CATS combines Middlesex University expertise from the departments of Psychology (directed by Professor Antonia Bifulco) and Criminology and Sociology (directed by Professor Julia Davidson).
Researching Abuse in the Family Context
The Psychology component of the CATS centre has existed since 1990 as the Lifespan Research Group. This section is directed by Prof Bifulco, and it has a long history of researching abuse victimisation in the family context and intergenerationally, and its effect on psychological disorder in the immediate and longer term. Research programme funding over 10 years from the Medical Research Council allowed for intensive interview investigation of the causal effects of early life neglect and abuse on later experience and psychological disorder, within an Attachment framework.
Recent and ongoing projects
Prof Bifulco has recently been awarded an ESRC project grant to develop an online interview for life events and difficulties in relation to depression; problem physical health and in student experience (with KCL and Goldsmiths). Ongoing research includes Evaluating a Youth Violence Project at Guy’s St Thomas’ A&E department (Guy’s & St Thomas Trust); Action research on attachment for adolescents in residential care (St Christopher’s Fellowship); Recent projects include being a co-investigator in the Online Grooming Project (EC Safer Internet Programme, with NatCen and Belgian, Norwegian and Italian partners); Scoping parenting programmes in offender populations for the Ministry of Justice (with Policis); Developing a child attachment interview for use in child care services (St Christopher’s Fellowship) and Evaluating the use of the Childhood Experience of Care and Abuse assessment in Safeguarding services (RB Kingston Safeguarding Services).

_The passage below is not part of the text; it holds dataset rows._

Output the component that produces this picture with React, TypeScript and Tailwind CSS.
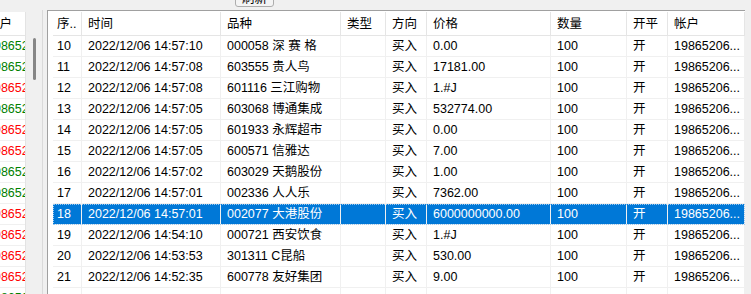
import React from "react";

const cols = [
  { w: "w-[29px]", pad: "pl-[4px]" },
  { w: "w-[139px]", pad: "pl-[6px]" },
  { w: "w-[120px]", pad: "pl-[6px]" },
  { w: "w-[45px]", pad: "pl-[6px]" },
  { w: "w-[41px]", pad: "pl-[6px]" },
  { w: "w-[124px]", pad: "pl-[6px]" },
  { w: "w-[76px]", pad: "pl-[6px]" },
  { w: "w-[41px]", pad: "pl-[6px]" },
  { w: "w-[77px]", pad: "pl-[6px]" },
];

const headers = ["序..", "时间", "品种", "类型", "方向", "价格", "数量", "开平", "帐户"];

const rows = [
  ["10", "14:57:10", "000058 深 赛 格", "0.00"],
  ["11", "14:57:08", "603555 贵人鸟", "17181.00"],
  ["12", "14:57:08", "601116 三江购物", "1.#J"],
  ["13", "14:57:05", "603068 博通集成", "532774.00"],
  ["14", "14:57:05", "601933 永辉超市", "0.00"],
  ["15", "14:57:05", "600571 信雅达", "7.00"],
  ["16", "14:57:02", "603029 天鹅股份", "1.00"],
  ["17", "14:57:01", "002336 人人乐", "7362.00"],
  ["18", "14:57:01", "002077 大港股份", "6000000000.00"],
  ["19", "14:54:10", "000721 西安饮食", "1.#J"],
  ["20", "14:53:53", "301311 C昆船", "530.00"],
  ["21", "14:52:35", "600778 友好集团", "9.00"],
];

// left list: true = green, false = red
const sideColors = [true, true, false, true, false, false, true, true, false, false, false, false, true];

function SidePanel() {
  return (
    <div className="mt-[2px] h-[282px] w-[26px] overflow-hidden border-r border-[#e3e3e3] bg-white">
      <div className="flex h-[24px] items-center border-b border-[#e5e5e5] pt-[2px]">
        <span className="ml-[-13px] whitespace-nowrap">帐户</span>
      </div>
      {sideColors.map((green, i) => (
        <div
          key={i}
          className={
            "flex h-[21px] items-center border-b border-[#f0f0f0] " +
            (green ? "text-[#008000]" : "text-[#ff0000]")
          }
        >
          <span className="ml-[-13px] whitespace-nowrap">19865206...</span>
        </div>
      ))}
    </div>
  );
}

function Row({ r, selected }: { r: string[]; selected?: boolean }) {
  const cells = [r[0], "2022/12/06 " + r[1], r[2], "", "买入", r[3], "100", "开", "19865206..."];
  return (
    <div
      className={
        "flex h-[21px] border-b border-[#f0f0f0] " +
        (selected ? "bg-[#0078d7] text-white outline outline-1 -outline-offset-1 outline-dotted outline-[#9cc8ee]" : "")
      }
    >
      {cells.map((c, i) => (
        <div
          key={i}
          className={`${cols[i].w} ${cols[i].pad} flex shrink-0 items-center overflow-hidden whitespace-nowrap border-r border-[#f0f0f0]`}
        >
          {c}
        </div>
      ))}
    </div>
  );
}

export default function App() {
  return (
    <div
      className="h-[294px] w-[751px] overflow-hidden bg-[#f0f0f0] text-[12.5px] leading-none text-black"
      style={{ fontFamily: '"Liberation Sans", "Noto Sans CJK SC", sans-serif' }}
    >
      <div className="flex h-[10px]">
        <div className="ml-[235px] mt-[-14px] flex h-[21px] w-[39px] items-center justify-center rounded-[3px] border border-[#adadad] bg-[#f4f4f4] pt-[5px]">
          刷新
        </div>
      </div>

      <div className="flex">
        <SidePanel />

        <div className="w-[16px]">
          <div className="ml-[7px] mt-[28px] h-[42px] w-[3px] rounded-full bg-[#868686]" />
        </div>
        <div className="h-[284px] w-[1px] bg-[#dadada]" />
        <div className="w-[4px]" />

        <div className="h-[284px] w-[698px] overflow-hidden border-l border-t border-[#a0a0a0] bg-white pl-[5px] pt-[1px]">
          <div className="flex h-[24px] border-b border-[#e5e5e5]">
            {headers.map((h, i) => (
              <div
                key={h}
                className={`${cols[i].w} ${cols[i].pad} flex shrink-0 items-center whitespace-nowrap border-r border-[#e5e5e5] pt-[2px]`}
              >
                {h}
              </div>
            ))}
          </div>
          {rows.map((r, i) => (
            <Row key={r[0]} r={r} selected={i === 8} />
          ))}
          <div className="flex h-[21px]">
            {cols.map((c, i) => (
              <div key={i} className={`${c.w} shrink-0 border-r border-[#f0f0f0]`} />
            ))}
          </div>
        </div>
      </div>
    </div>
  );
}
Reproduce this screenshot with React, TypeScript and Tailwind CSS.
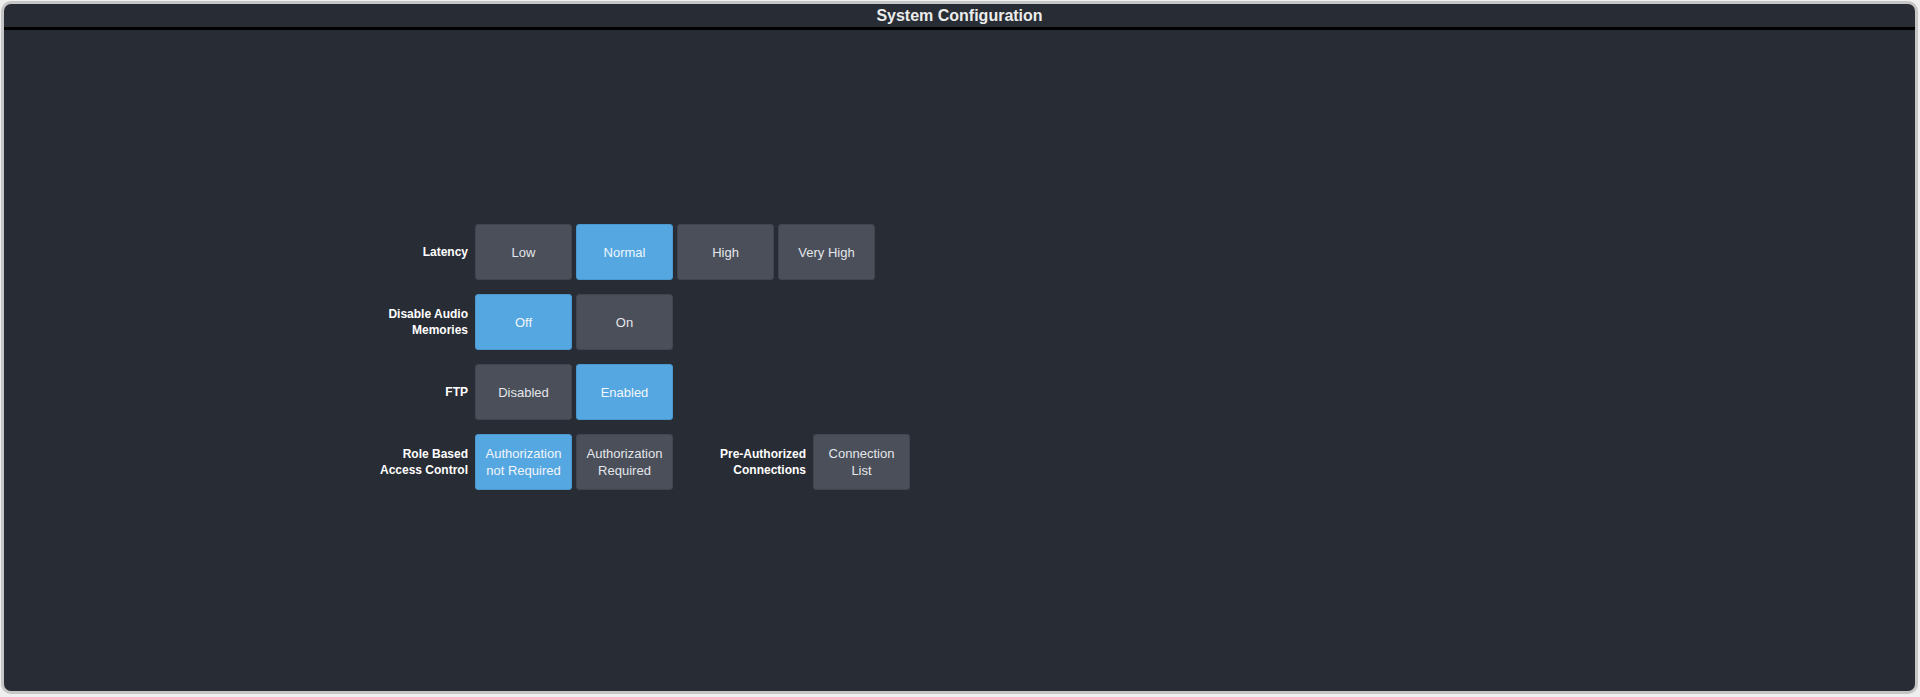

Research collaborations include validations of the CECA and ASI interviews for research in Germany (University of Heidelberg) and Italy (Universities of Palermo, Rome, Padua & Florence), Sweden (University of Gothenberg), Portugal (University of Minho) as well as Japan (University of Rykeo and Kyushu) and Malayasia (University of Kebangsaan). Collaborative research into young offenders has included assessing early life abuse in juvenile sex offenders (with Prof Pham, Univerity of Mons and the Secure Hospital at Tournai, Belgium), collaborations on abusive experience in profiling serial killers (Prof Caretti, University of Rome) and improving childhood and attachment assessments for violent offenders in high security prisons (with Naomi Murphy, HMP Whitemoor). The team offers training to both researchers and practitioners in interview assessments on a regular basis. A partnership with Child and Family Training has enabled the extension of training to health and social care practitioners nationally (for more information visit our training page).
For further information on Psycho-social Research at CATS please contact Professor Antonia Bifulco a.bifulco at mdx.ac.uk.
Antonia Bifulco's full biography.
CATS Criminal justice and online abuse research
The criminal justice component of the CATS centre is directed by criminologist Julia Davidson. It seeks to research and disseminate knowledge on both offenders and victims relevant to criminal justice services and early prevention work at national and international level. A particular focus is on young people’s behaviour online, online child abuse and cybercrime. Recent substantial grants awarded to Prof Davidson include an EC ISEC funded study in 4 EU countries exploring policing and industry practice in the investigation of online child sexual abuse and a project undertaken in collaboration with the Europol Cybercrime Centre exploring young people’s pathways into hacking and a project exploring policy and practice in addressing online child abuse in the MENA region funded by WeProtect. This research has informed child Internet safety policy and practice in the UK, the EU and the Middle East.
Networks and Collaborations
The unique interdisciplinary nature of the Centre allows criminological and socio-legal research to be undertaken in a vibrant academic environment working with many key agencies and organisations, including: Interpol, the US Sentencing Commission, the UN ITU, the Home Office, the National Crime Agency, the Europol Cybercrime Centre(EC3), the UK Council for Child Internet Safety (Prof Davidson chairs the Evidence Group, the Department for Culture, Media and Sport; and the ICC Hague Justice Portal). We also work with many national and international academic partners.
For further information about criminal justice projects at CATS please contact Prof Julia Davidson j.davidson at mdx.ac.uk.
CATS PhD students
Ongoing and recent PhD research includes: Attachment style and disorder in adolescents (Gabbarelli); Child trafficking identification (Dueker); Post Traumatic Stress and emotional disorder in adolescents across communities in conflict zones in Israel (Lawrence, co-funded by One-to-one Israel); The study of partner, and support relationships, attachment and depression in Taiwanese women (Chang), The study of life events, support and attachment style in Malaysian Moslem married and divorced mothers (Abdul Kadir); An exploration of legal issues and online child indecent images (Jenkins); A comparison of legal frameworks on cybercrime in the UK and UAE (Al Antali); Analysis of types of indecent child images held by the police (Aiken); Exploration of social services practice in removing children from parents (Spiwe); Exploration of the effectiveness of sex offender treatment programmes (Flinterman).